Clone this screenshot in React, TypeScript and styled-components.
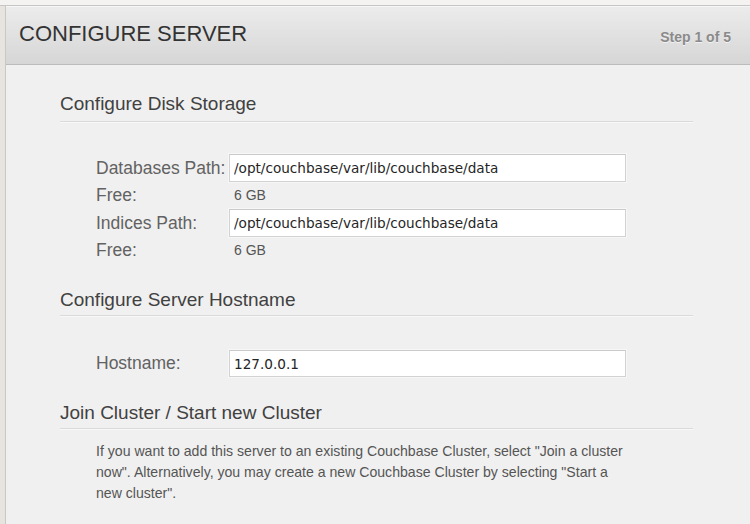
import React from "react";
import styled, { createGlobalStyle } from "styled-components";

const GlobalStyle = createGlobalStyle`
  html, body {
    margin: 0;
    padding: 0;
    background: #f4f3f1;
    font-family: "Liberation Sans", Arial, sans-serif;
  }
  * { box-sizing: border-box; }
`;

const TopStrip = styled.div`
  height: 6px;
  background: #f4f3f1;
  border-bottom: 1px solid #c6c6c6;
`;

const Frame = styled.div`
  display: flex;
  min-height: 518px;
`;

const SideStrip = styled.div`
  width: 6px;
  flex: none;
  background: #e7e4df;
  border-right: 1px solid #cbc8c3;
`;

const Panel = styled.div`
  flex: 1;
  background: #f0f0f0;
  display: flex;
  flex-direction: column;
`;

const Header = styled.header`
  height: 59px;
  display: flex;
  align-items: baseline;
  justify-content: space-between;
  padding: 17px 19px 0 13px;
  background: linear-gradient(#ececec 0%, #e2e2e2 45%, #d6d6d6 100%);
  border-bottom: 1px solid #bcbcbc;
  box-shadow: inset 0 1px 0 #f6f6f6;
`;

const Title = styled.h1`
  margin: 0;
  font-size: 22px;
  line-height: 22px;
  font-weight: normal;
  color: #333;
`;

const StepText = styled.span`
  font-size: 14px;
  line-height: 14px;
  font-weight: bold;
  color: #8a8a8a;
  text-shadow: 0 1px 0 #f2f2f2;
  position: relative;
  top: 1px;
`;

const Body = styled.main`
  padding: 0 0 0 54px;
`;

const Section = styled.section`
  width: 633px;
`;

const SectionTitle = styled.h2<{ $gap: number; $pad: number }>`
  margin: ${(p) => p.$gap}px 0 0;
  padding-bottom: ${(p) => p.$pad}px;
  font-size: 19px;
  line-height: 24px;
  font-weight: normal;
  color: #414141;
  border-bottom: 1px solid #dadada;
  box-shadow: 0 1px 0 #f8f8f8;
`;

const Form = styled.div<{ $top: number }>`
  margin-top: ${(p) => p.$top}px;
  padding-left: 36px;
  display: grid;
  grid-template-columns: 133px 397px;
`;

const Label = styled.div<{ $h: number }>`
  height: ${(p) => p.$h}px;
  line-height: ${(p) => p.$h}px;
  font-size: 17.5px;
  color: #626262;
  white-space: nowrap;
`;

const Value = styled.div<{ $h: number }>`
  height: ${(p) => p.$h}px;
  line-height: ${(p) => p.$h}px;
  font-size: 14px;
  color: #555;
  padding-left: 5px;
`;

const TextInput = styled.input<{ $h: number }>`
  display: block;
  width: 397px;
  height: ${(p) => p.$h}px;
  margin: 0;
  padding: 0 4px;
  border: 1px solid #d2d2d2;
  border-top-color: #cacaca;
  background: #fff;
  font-family: "DejaVu Sans", sans-serif;
  font-size: 13.6px;
  color: #252525;
  outline: none;
  box-shadow: 0 0 0 1px #f7f7f7;
`;

const Paragraph = styled.p`
  margin: 12px 0 0 36px;
  width: 530px;
  font-size: 14.1px;
  line-height: 21px;
  color: #555;
`;

export default function App() {
  return (
    <>
      <GlobalStyle />
      <TopStrip />
      <Frame>
        <SideStrip />
        <Panel>
          <Header>
            <Title>CONFIGURE SERVER</Title>
            <StepText>Step 1 of 5</StepText>
          </Header>
          <Body>
            <Section>
              <SectionTitle $gap={27} $pad={5}>Configure Disk Storage</SectionTitle>
              <Form $top={32}>
                <Label $h={28}>Databases Path:</Label>
                <TextInput $h={28} defaultValue="/opt/couchbase/var/lib/couchbase/data" />
                <Label $h={27}>Free:</Label>
                <Value $h={27}>6 GB</Value>
                <Label $h={28}>Indices Path:</Label>
                <TextInput $h={28} defaultValue="/opt/couchbase/var/lib/couchbase/data" />
                <Label $h={27}>Free:</Label>
                <Value $h={27}>6 GB</Value>
              </Form>
            </Section>
            <Section>
              <SectionTitle $gap={24} $pad={3}>Configure Server Hostname</SectionTitle>
              <Form $top={34}>
                <Label $h={27}>Hostname:</Label>
                <TextInput $h={27} defaultValue="127.0.0.1" />
              </Form>
            </Section>
            <Section>
              <SectionTitle $gap={24} $pad={3}>Join Cluster / Start new Cluster</SectionTitle>
              <Paragraph>
                If you want to add this server to an existing Couchbase Cluster, select "Join a cluster
                now". Alternatively, you may create a new Couchbase Cluster by selecting "Start a new
                cluster".
              </Paragraph>
            </Section>
          </Body>
        </Panel>
      </Frame>
    </>
  );
}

• • •

Given request: Scan the material above and determine how many lines include the word "this"; report only the number.

Task response: 2